TASK OBJECTIVE: Restate the whole listing word for word. Pictures are left out.

DATA BLOCK:
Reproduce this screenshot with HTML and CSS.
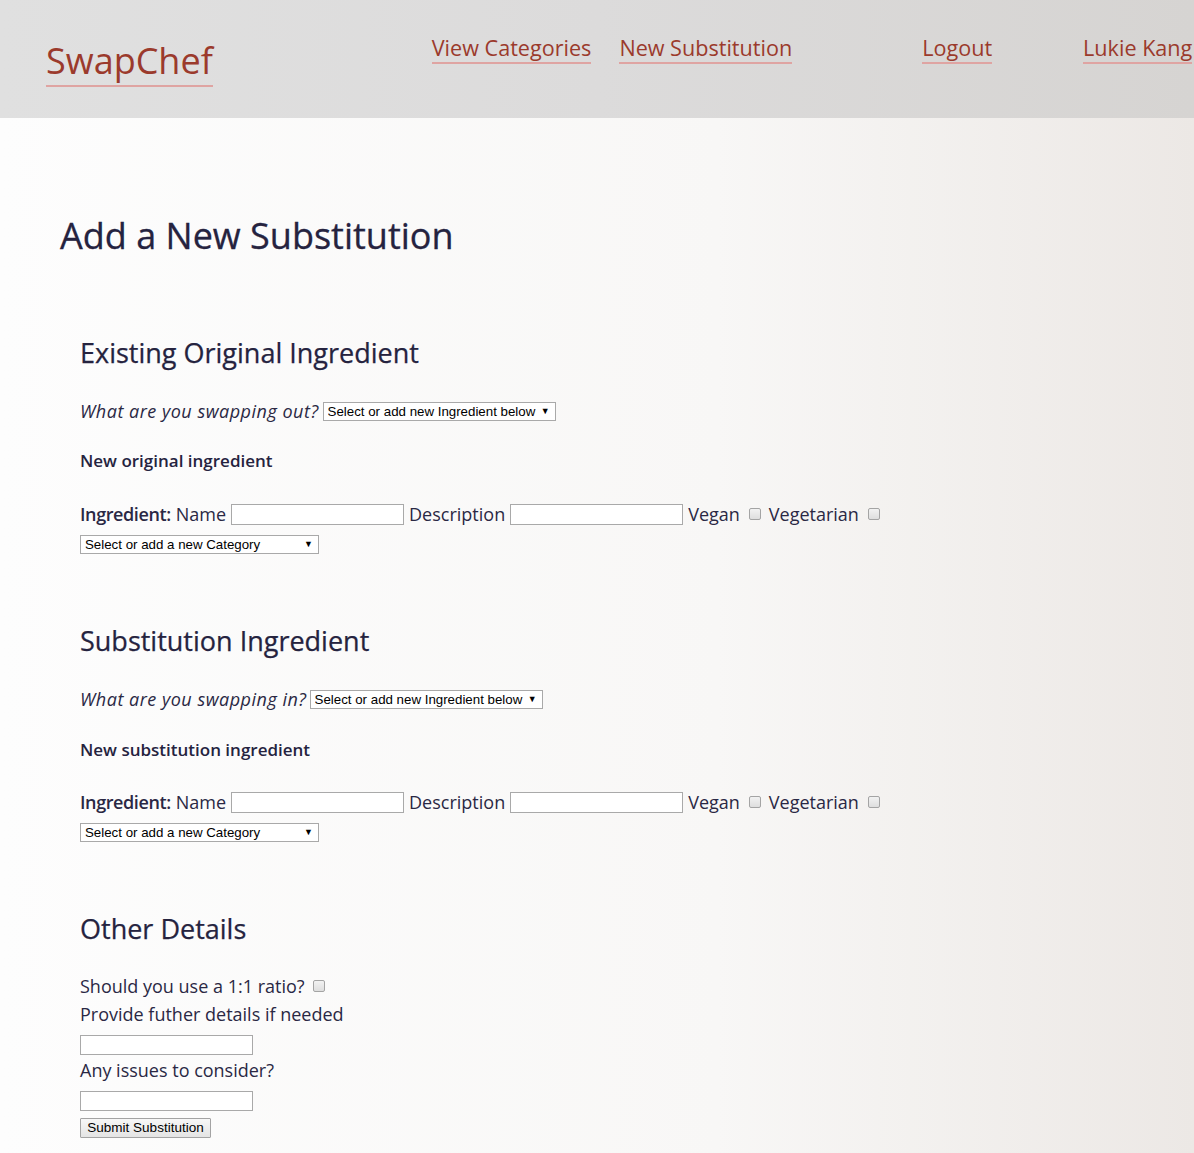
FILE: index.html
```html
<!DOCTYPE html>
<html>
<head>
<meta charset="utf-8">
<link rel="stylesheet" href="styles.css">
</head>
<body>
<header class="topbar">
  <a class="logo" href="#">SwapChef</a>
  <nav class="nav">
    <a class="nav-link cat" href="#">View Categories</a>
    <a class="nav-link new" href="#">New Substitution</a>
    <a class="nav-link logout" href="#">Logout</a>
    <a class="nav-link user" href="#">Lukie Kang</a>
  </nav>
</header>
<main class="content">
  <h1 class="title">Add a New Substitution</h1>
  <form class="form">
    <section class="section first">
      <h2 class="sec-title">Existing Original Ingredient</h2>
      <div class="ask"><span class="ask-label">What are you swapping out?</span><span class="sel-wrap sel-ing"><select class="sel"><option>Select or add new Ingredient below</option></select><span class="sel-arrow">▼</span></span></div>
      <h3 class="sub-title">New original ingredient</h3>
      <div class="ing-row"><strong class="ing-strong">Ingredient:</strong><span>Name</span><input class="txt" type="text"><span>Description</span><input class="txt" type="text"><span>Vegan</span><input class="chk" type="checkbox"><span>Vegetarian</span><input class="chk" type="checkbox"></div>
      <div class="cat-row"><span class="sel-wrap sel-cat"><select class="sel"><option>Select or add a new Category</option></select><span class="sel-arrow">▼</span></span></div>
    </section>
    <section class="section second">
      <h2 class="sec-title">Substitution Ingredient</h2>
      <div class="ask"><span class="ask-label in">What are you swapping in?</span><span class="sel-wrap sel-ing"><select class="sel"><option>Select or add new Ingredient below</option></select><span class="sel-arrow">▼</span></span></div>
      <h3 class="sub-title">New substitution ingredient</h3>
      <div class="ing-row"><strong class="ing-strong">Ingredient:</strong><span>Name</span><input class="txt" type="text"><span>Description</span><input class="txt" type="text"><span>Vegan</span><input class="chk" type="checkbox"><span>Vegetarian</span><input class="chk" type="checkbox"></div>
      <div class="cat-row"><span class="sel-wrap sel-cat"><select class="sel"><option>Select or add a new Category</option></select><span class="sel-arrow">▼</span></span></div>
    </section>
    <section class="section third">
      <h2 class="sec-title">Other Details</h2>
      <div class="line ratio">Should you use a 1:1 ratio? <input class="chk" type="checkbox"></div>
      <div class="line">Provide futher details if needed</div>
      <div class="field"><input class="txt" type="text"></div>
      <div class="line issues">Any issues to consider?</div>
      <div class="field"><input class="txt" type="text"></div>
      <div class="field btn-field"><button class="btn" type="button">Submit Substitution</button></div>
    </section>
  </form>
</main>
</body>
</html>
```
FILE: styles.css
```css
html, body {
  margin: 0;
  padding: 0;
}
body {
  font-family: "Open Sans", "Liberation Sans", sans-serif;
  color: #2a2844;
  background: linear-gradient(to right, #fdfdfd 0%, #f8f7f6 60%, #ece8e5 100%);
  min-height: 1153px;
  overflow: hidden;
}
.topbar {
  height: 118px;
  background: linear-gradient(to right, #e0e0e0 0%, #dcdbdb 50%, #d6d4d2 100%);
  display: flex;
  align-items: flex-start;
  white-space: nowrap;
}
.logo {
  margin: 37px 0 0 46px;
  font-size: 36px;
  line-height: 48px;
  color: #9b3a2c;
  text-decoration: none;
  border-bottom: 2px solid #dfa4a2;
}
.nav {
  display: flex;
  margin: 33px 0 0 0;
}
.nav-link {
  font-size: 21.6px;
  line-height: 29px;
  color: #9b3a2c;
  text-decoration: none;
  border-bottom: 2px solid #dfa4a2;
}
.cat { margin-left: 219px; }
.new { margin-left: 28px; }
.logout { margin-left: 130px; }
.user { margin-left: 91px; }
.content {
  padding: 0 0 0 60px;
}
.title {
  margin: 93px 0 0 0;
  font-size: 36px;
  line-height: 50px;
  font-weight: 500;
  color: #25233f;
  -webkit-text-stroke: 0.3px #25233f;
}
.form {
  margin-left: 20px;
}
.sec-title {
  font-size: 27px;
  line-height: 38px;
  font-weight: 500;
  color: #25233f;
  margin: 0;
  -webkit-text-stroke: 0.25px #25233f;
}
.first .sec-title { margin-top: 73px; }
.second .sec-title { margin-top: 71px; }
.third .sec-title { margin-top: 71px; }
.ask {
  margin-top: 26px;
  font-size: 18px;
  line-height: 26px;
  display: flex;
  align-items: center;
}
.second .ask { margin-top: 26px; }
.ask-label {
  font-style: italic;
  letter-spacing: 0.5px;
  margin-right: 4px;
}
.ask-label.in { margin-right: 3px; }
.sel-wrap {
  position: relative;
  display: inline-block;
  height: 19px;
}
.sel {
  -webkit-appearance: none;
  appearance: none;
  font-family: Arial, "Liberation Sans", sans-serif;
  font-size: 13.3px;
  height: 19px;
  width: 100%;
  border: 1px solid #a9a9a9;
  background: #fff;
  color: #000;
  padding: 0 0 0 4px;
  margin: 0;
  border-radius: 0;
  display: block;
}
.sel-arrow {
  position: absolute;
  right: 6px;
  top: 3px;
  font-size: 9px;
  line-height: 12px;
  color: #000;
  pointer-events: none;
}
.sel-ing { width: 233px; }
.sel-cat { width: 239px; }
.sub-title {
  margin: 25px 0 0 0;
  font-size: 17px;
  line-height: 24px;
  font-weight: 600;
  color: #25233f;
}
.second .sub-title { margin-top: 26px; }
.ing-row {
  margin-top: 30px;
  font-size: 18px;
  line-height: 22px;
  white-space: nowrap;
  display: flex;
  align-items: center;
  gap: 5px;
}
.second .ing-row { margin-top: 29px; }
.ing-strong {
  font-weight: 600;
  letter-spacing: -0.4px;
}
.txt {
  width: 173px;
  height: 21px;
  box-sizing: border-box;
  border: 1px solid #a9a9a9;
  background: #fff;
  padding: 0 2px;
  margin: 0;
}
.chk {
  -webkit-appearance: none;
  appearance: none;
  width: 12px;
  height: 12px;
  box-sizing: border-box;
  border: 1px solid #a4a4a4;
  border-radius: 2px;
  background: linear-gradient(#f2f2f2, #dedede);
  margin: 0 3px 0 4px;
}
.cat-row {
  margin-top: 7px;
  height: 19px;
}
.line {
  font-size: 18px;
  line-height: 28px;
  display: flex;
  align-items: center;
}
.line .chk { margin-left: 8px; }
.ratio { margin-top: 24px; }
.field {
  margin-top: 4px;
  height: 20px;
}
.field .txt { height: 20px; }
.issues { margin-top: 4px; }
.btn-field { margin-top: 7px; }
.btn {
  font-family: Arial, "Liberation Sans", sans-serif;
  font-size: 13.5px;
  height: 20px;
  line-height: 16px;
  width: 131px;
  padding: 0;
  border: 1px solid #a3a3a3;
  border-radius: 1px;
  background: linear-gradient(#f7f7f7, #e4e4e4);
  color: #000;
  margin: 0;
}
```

SOLUTION:
Reproduce this screenshot with HTML and CSS.
FILE: index.html
```html
<!DOCTYPE html>
<html>
<head>
<meta charset="utf-8">
<link rel="stylesheet" href="styles.css">
</head>
<body>
<header class="topbar">
  <a class="logo" href="#">SwapChef</a>
  <nav class="nav">
    <a class="nav-link cat" href="#">View Categories</a>
    <a class="nav-link new" href="#">New Substitution</a>
    <a class="nav-link logout" href="#">Logout</a>
    <a class="nav-link user" href="#">Lukie Kang</a>
  </nav>
</header>
<main class="content">
  <h1 class="title">Add a New Substitution</h1>
  <form class="form">
    <section class="section first">
      <h2 class="sec-title">Existing Original Ingredient</h2>
      <div class="ask"><span class="ask-label">What are you swapping out?</span><span class="sel-wrap sel-ing"><select class="sel"><option>Select or add new Ingredient below</option></select><span class="sel-arrow">▼</span></span></div>
      <h3 class="sub-title">New original ingredient</h3>
      <div class="ing-row"><strong class="ing-strong">Ingredient:</strong><span>Name</span><input class="txt" type="text"><span>Description</span><input class="txt" type="text"><span>Vegan</span><input class="chk" type="checkbox"><span>Vegetarian</span><input class="chk" type="checkbox"></div>
      <div class="cat-row"><span class="sel-wrap sel-cat"><select class="sel"><option>Select or add a new Category</option></select><span class="sel-arrow">▼</span></span></div>
    </section>
    <section class="section second">
      <h2 class="sec-title">Substitution Ingredient</h2>
      <div class="ask"><span class="ask-label in">What are you swapping in?</span><span class="sel-wrap sel-ing"><select class="sel"><option>Select or add new Ingredient below</option></select><span class="sel-arrow">▼</span></span></div>
      <h3 class="sub-title">New substitution ingredient</h3>
      <div class="ing-row"><strong class="ing-strong">Ingredient:</strong><span>Name</span><input class="txt" type="text"><span>Description</span><input class="txt" type="text"><span>Vegan</span><input class="chk" type="checkbox"><span>Vegetarian</span><input class="chk" type="checkbox"></div>
      <div class="cat-row"><span class="sel-wrap sel-cat"><select class="sel"><option>Select or add a new Category</option></select><span class="sel-arrow">▼</span></span></div>
    </section>
    <section class="section third">
      <h2 class="sec-title">Other Details</h2>
      <div class="line ratio">Should you use a 1:1 ratio? <input class="chk" type="checkbox"></div>
      <div class="line">Provide futher details if needed</div>
      <div class="field"><input class="txt" type="text"></div>
      <div class="line issues">Any issues to consider?</div>
      <div class="field"><input class="txt" type="text"></div>
      <div class="field btn-field"><button class="btn" type="button">Submit Substitution</button></div>
    </section>
  </form>
</main>
</body>
</html>
```
FILE: styles.css
```css
html, body {
  margin: 0;
  padding: 0;
}
body {
  font-family: "Open Sans", "Liberation Sans", sans-serif;
  color: #2a2844;
  background: linear-gradient(to right, #fdfdfd 0%, #f8f7f6 60%, #ece8e5 100%);
  min-height: 1153px;
  overflow: hidden;
}
.topbar {
  height: 118px;
  background: linear-gradient(to right, #e0e0e0 0%, #dcdbdb 50%, #d6d4d2 100%);
  display: flex;
  align-items: flex-start;
  white-space: nowrap;
}
.logo {
  margin: 37px 0 0 46px;
  font-size: 36px;
  line-height: 48px;
  color: #9b3a2c;
  text-decoration: none;
  border-bottom: 2px solid #dfa4a2;
}
.nav {
  display: flex;
  margin: 33px 0 0 0;
}
.nav-link {
  font-size: 21.6px;
  line-height: 29px;
  color: #9b3a2c;
  text-decoration: none;
  border-bottom: 2px solid #dfa4a2;
}
.cat { margin-left: 219px; }
.new { margin-left: 28px; }
.logout { margin-left: 130px; }
.user { margin-left: 91px; }
.content {
  padding: 0 0 0 60px;
}
.title {
  margin: 93px 0 0 0;
  font-size: 36px;
  line-height: 50px;
  font-weight: 500;
  color: #25233f;
  -webkit-text-stroke: 0.3px #25233f;
}
.form {
  margin-left: 20px;
}
.sec-title {
  font-size: 27px;
  line-height: 38px;
  font-weight: 500;
  color: #25233f;
  margin: 0;
  -webkit-text-stroke: 0.25px #25233f;
}
.first .sec-title { margin-top: 73px; }
.second .sec-title { margin-top: 71px; }
.third .sec-title { margin-top: 71px; }
.ask {
  margin-top: 26px;
  font-size: 18px;
  line-height: 26px;
  display: flex;
  align-items: center;
}
.second .ask { margin-top: 26px; }
.ask-label {
  font-style: italic;
  letter-spacing: 0.5px;
  margin-right: 4px;
}
.ask-label.in { margin-right: 3px; }
.sel-wrap {
  position: relative;
  display: inline-block;
  height: 19px;
}
.sel {
  -webkit-appearance: none;
  appearance: none;
  font-family: Arial, "Liberation Sans", sans-serif;
  font-size: 13.3px;
  height: 19px;
  width: 100%;
  border: 1px solid #a9a9a9;
  background: #fff;
  color: #000;
  padding: 0 0 0 4px;
  margin: 0;
  border-radius: 0;
  display: block;
}
.sel-arrow {
  position: absolute;
  right: 6px;
  top: 3px;
  font-size: 9px;
  line-height: 12px;
  color: #000;
  pointer-events: none;
}
.sel-ing { width: 233px; }
.sel-cat { width: 239px; }
.sub-title {
  margin: 25px 0 0 0;
  font-size: 17px;
  line-height: 24px;
  font-weight: 600;
  color: #25233f;
}
.second .sub-title { margin-top: 26px; }
.ing-row {
  margin-top: 30px;
  font-size: 18px;
  line-height: 22px;
  white-space: nowrap;
  display: flex;
  align-items: center;
  gap: 5px;
}
.second .ing-row { margin-top: 29px; }
.ing-strong {
  font-weight: 600;
  letter-spacing: -0.4px;
}
.txt {
  width: 173px;
  height: 21px;
  box-sizing: border-box;
  border: 1px solid #a9a9a9;
  background: #fff;
  padding: 0 2px;
  margin: 0;
}
.chk {
  -webkit-appearance: none;
  appearance: none;
  width: 12px;
  height: 12px;
  box-sizing: border-box;
  border: 1px solid #a4a4a4;
  border-radius: 2px;
  background: linear-gradient(#f2f2f2, #dedede);
  margin: 0 3px 0 4px;
}
.cat-row {
  margin-top: 7px;
  height: 19px;
}
.line {
  font-size: 18px;
  line-height: 28px;
  display: flex;
  align-items: center;
}
.line .chk { margin-left: 8px; }
.ratio { margin-top: 24px; }
.field {
  margin-top: 4px;
  height: 20px;
}
.field .txt { height: 20px; }
.issues { margin-top: 4px; }
.btn-field { margin-top: 7px; }
.btn {
  font-family: Arial, "Liberation Sans", sans-serif;
  font-size: 13.5px;
  height: 20px;
  line-height: 16px;
  width: 131px;
  padding: 0;
  border: 1px solid #a3a3a3;
  border-radius: 1px;
  background: linear-gradient(#f7f7f7, #e4e4e4);
  color: #000;
  margin: 0;
}
```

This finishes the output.